Similar maps with distinctive features were generated using copper (Cu) and zinc (Zn) data. These two maps are also displayed in Figure 7 and Figure 8, depicting the NE-SW distribution characteristics of the area. Interestingly, the high concentrations observed in the geochemical maps of the study area most of the anomalies do not align with the presence of the known gold deposits in the western part (zone I). Instead, they are primarily distributed in the western part around the intrusive rocks and sedimentary rocks of the Sibumasu terrane. The central (zone II) shows that the anomaly high value follows around the Permian rocks (PE).

6. Conclusions

1. Stream sediment geochemical data analysis provides a robust means to identify potential mineral deposits across a large region. Traditional statistical methods may fail to account for spatial variability in complex geological settings, but incorporating the S-A multifractal model helps to better interpret the data.
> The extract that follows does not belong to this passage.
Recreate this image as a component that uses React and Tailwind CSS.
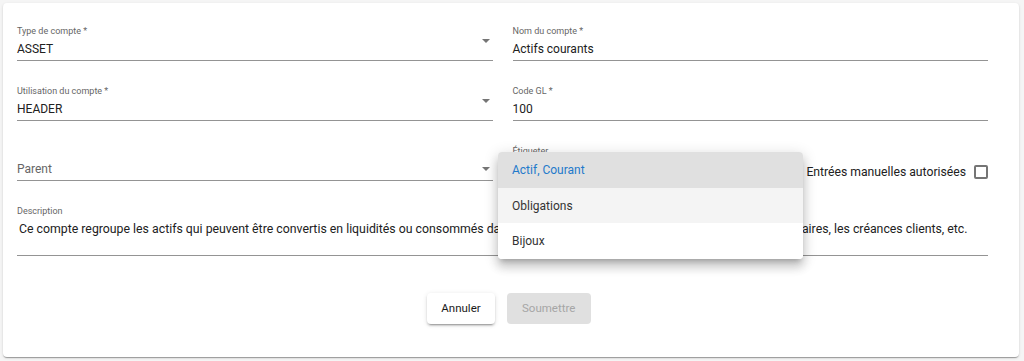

This approach provides an enhanced understanding of the geological processes, furthering our ability to pinpoint exploration targets. Through statistical analysis, the study uncovers a distinct distribution of elements such as As, Cu, and Zn across various geological units. These findings offer crucial insight into the dynamic interactions of elements within different geological contexts, revealing the migration abilities of these elements in specific units. Overall, the study demonstrates that the S-A multifractal model provides a powerful tool for analyzing stream sediment geochemical data. This approach helps to identify specific geological processes that contribute to patterns in the data, improving the understanding of statistical results and the regularity of changes in these properties in spatial and temporal domains. This information proves valuable in identifying precise exploration targets for mineral deposits.

2. By applying the S-A multifractal model and the Inverse Distance Weighting (IDW) method, the research has successfully decomposed geochemical maps into anomalous and background patterns. The anomaly map for the As element, in particular, has shown a strong correlation with the gold deposits in the study area, indicating its potential as a reliable indicator for identifying gold deposits. While geochemical maps derived from stream sediment data offer an initial understanding of element distribution, it is important to exercise caution during interpretation due to potential influences from regional geological factors.

3. The study has created prediction maps, pinpointing areas of interest associated with pathfinder elements within the gold deposit zones and beyond. These maps can guide mineral exploration by narrowing down target areas for further investigation. It underlines the importance of utilizing a variety of analytical methods for accurate results, acknowledging that regional geological factors can contribute to elevated values unrelated to mineralization.